Design and implementation of lightweight encryption algorithm using prince cipher

Abstract

Lightweight cryptography is widely deployed on low-resource devices that has limited computing power, low memory size and power resource. With the rising of pervasive computing, more devices are connected online, and new requirement on encryption model that emphasizes on ultra-fast response time is introduced. Most of the available lightweight cryptographies are round-based designs, they are able to achieve high throughput via pipelining the round functions, however the response time is not ideal. The Prince cipher is the first lightweight block cipher developed to speed up the latency of the algorithm. Compare to other block ciphers, the Prince is able to yield low latency with very competitive area utilization, hence it is a promising choice for low-resource devices that emphasize of response time. In this work, the Prince cipher will be designed and synthesize in different implementation including roundper- cycle, single-cycle and reduced multicycle implementations.
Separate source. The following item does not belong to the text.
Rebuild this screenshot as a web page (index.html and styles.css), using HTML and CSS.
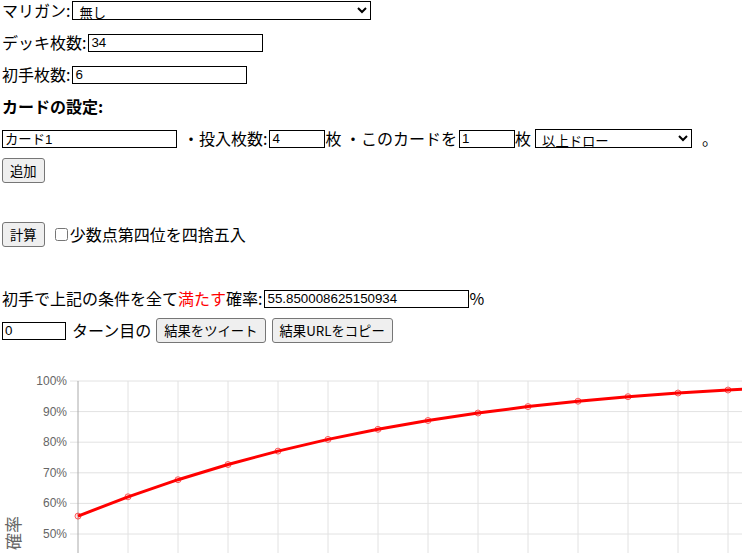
FILE: index.html
```html
<!DOCTYPE html>
<html>
	<head>
		<meta charset="utf-8">
		<title>初手確率計算</title>
		<link rel="stylesheet" href="styles.css">
	</head>
	<body>
		<div class="row">マリガン:<select class="sel sel-mulligan"><option>無し</option></select></div>
		<div class="row">デッキ枚数:<input class="txt w175" type="text" value="34"></div>
		<div class="row">初手枚数:<input class="txt w175" type="text" value="6"></div>
		<div class="row heading">カードの設定:</div>
		<div class="row"><input class="txt first w175" type="text" value="カード1"><span class="gap6">・投入枚数:</span><input class="txt w56" type="text" value="4"><span>枚 ・このカードを</span><input class="txt w56" type="text" value="1"><span>枚</span><select class="sel sel-draw"><option>以上ドロー</option></select><span class="gap10">。</span></div>
		<div class="row"><button class="btn">追加</button></div>
		<div class="row"></div>
		<div class="row"><button class="btn">計算</button><input class="chk" type="checkbox"><span>少数点第四位を四捨五入</span></div>
		<div class="row"></div>
		<div class="row">初手で上記の条件を全て<span class="red">満たす</span>確率:<input class="txt w205" type="text" value="55.850008625150934">%</div>
		<div class="row"><input class="txt first w64" type="text" value="0"><span class="turn">ターン目の</span><button class="btn">結果をツイート</button><button class="btn btn-next">結果URLをコピー</button></div>

		<div class="chart">
			<svg width="800" height="193" viewBox="0 0 800 193">
				<g class="grid">
					<line x1="70" y1="20" x2="800" y2="20"/>
					<line x1="70" y1="50.6" x2="800" y2="50.6"/>
					<line x1="70" y1="81.2" x2="800" y2="81.2"/>
					<line x1="70" y1="111.8" x2="800" y2="111.8"/>
					<line x1="70" y1="142.4" x2="800" y2="142.4"/>
					<line x1="70" y1="173" x2="800" y2="173"/>
					<line x1="128" y1="20" x2="128" y2="193"/>
					<line x1="178" y1="20" x2="178" y2="193"/>
					<line x1="228" y1="20" x2="228" y2="193"/>
					<line x1="278" y1="20" x2="278" y2="193"/>
					<line x1="328" y1="20" x2="328" y2="193"/>
					<line x1="378" y1="20" x2="378" y2="193"/>
					<line x1="428" y1="20" x2="428" y2="193"/>
					<line x1="478" y1="20" x2="478" y2="193"/>
					<line x1="528" y1="20" x2="528" y2="193"/>
					<line x1="578" y1="20" x2="578" y2="193"/>
					<line x1="628" y1="20" x2="628" y2="193"/>
					<line x1="678" y1="20" x2="678" y2="193"/>
					<line x1="728" y1="20" x2="728" y2="193"/>
				</g>
				<line class="axis" x1="78" y1="20" x2="78" y2="193"/>
				<g class="ticks">
					<text x="67" y="24">100%</text>
					<text x="67" y="54.6">90%</text>
					<text x="67" y="85.2">80%</text>
					<text x="67" y="115.8">70%</text>
					<text x="67" y="146.4">60%</text>
					<text x="67" y="177">50%</text>
				</g>
				<text class="axis-title" transform="translate(20,155) rotate(-90)">確率</text>
				<polyline class="line" points="78,155.1 128,135.8 178,118.7 228,103.5 278,90.1 328,78.4 378,68.3 428,59.5 478,52 528,45.6 578,40.2 628,35.7 678,32 728,29 778,26.6"/>
				<g class="dots">
					<circle cx="78" cy="155.1" r="3"/>
					<circle cx="128" cy="135.8" r="3"/>
					<circle cx="178" cy="118.7" r="3"/>
					<circle cx="228" cy="103.5" r="3"/>
					<circle cx="278" cy="90.1" r="3"/>
					<circle cx="328" cy="78.4" r="3"/>
					<circle cx="378" cy="68.3" r="3"/>
					<circle cx="428" cy="59.5" r="3"/>
					<circle cx="478" cy="52" r="3"/>
					<circle cx="528" cy="45.6" r="3"/>
					<circle cx="578" cy="40.2" r="3"/>
					<circle cx="628" cy="35.7" r="3"/>
					<circle cx="678" cy="32" r="3"/>
					<circle cx="728" cy="29" r="3"/>
					<circle cx="778" cy="26.6" r="3"/>
				</g>
			</svg>
		</div>
	</body>
</html>
```

FILE: styles.css
```css
html, body {
overflow: hidden;
}

body {
margin: 1px 0 0 2px;
font-family: "Noto Sans CJK JP", sans-serif;
font-size: 16px;
line-height: 19px;
color: #000;
background-color: white;
}

.row {
display: flex;
align-items: center;
height: 19px;
margin-bottom: 13px;
white-space: nowrap;
}

.heading {
font-weight: bold;
}

.red {
color: #f00;
}

.txt {
box-sizing: border-box;
height: 18px;
border: 1px solid #000;
border-radius: 0;
padding: 0 2px;
margin: 0 0 0 2px;
font-family: "Liberation Sans", "Noto Sans CJK JP", sans-serif;
font-size: 13.33px;
color: #000;
background: white;
}

.txt.first {
margin-left: 0;
}

.w175 { width: 175px; }
.w56 { width: 56px; }
.w205 { width: 205px; }
.w64 { width: 64px; }

.gap6 { margin-left: 6px; }
.gap10 { margin-left: 10px; }

.turn {
margin: 0 5px 0 6px;
}

.sel {
box-sizing: border-box;
height: 19px;
border: 1px solid #000;
border-radius: 0;
padding: 0 2px;
margin: 0 0 0 2px;
font-family: "Noto Sans CJK JP", sans-serif;
font-size: 13.33px;
color: #000;
background-color: white;
}

.sel-mulligan { width: 299px; }
.sel-draw { width: 157px; margin-left: 4px; }

.btn {
box-sizing: border-box;
height: 25px;
padding: 0 7px;
margin: 0;
font-family: "Noto Sans CJK JP", sans-serif;
font-size: 13.33px;
line-height: 23px;
color: #000;
background-color: #efefef;
border: 1px solid #767676;
border-radius: 3px;
}

.btn-next {
margin-left: 6px;
}

.chk {
width: 13px;
height: 13px;
margin: 0 2px 0 10px;
}

.chart {
margin: 21px 0 0 -2px;
height: 193px;
}

.chart svg {
display: block;
}

.grid line {
stroke: #e2e2e2;
stroke-width: 1;
}

.axis {
stroke: #aaa;
stroke-width: 1;
}

.ticks text {
font-family: "Liberation Sans", sans-serif;
font-size: 12px;
fill: #666;
text-anchor: end;
}

.axis-title {
font-family: "Noto Sans CJK JP", sans-serif;
font-size: 17px;
fill: #666;
text-anchor: end;
}

.line {
fill: none;
stroke: #f00;
stroke-width: 3;
stroke-linejoin: round;
}

.dots circle {
fill: rgba(255, 0, 0, 0.1);
stroke: rgba(255, 0, 0, 0.6);
stroke-width: 1;
}
```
The synthesis results had suggested that the single-cycle Prince cipher is achievable with almost 40% reduction in encryption latency. This indicates the possibility of instantaneous encryption as the full operation can be performed within a single clock cycle and no warm-up phase is needed. However, the implementation using loop unrolling also introduced larger gate count and therefore the design will have bigger silicon footprint. With the improvement of chip technology, it is possible to absorb the increment in of the gate count in the Prince cipher in exchange for performance. Furthermore, the modern SOC design often involves many-core designs that have high-bandwidth, packet-switched network design. These applications need the data to be processed as fast as possible, hence the conventional high throughput looping approaches are not desirable as they might limit the bandwidth of these high-speed buses within the SOC.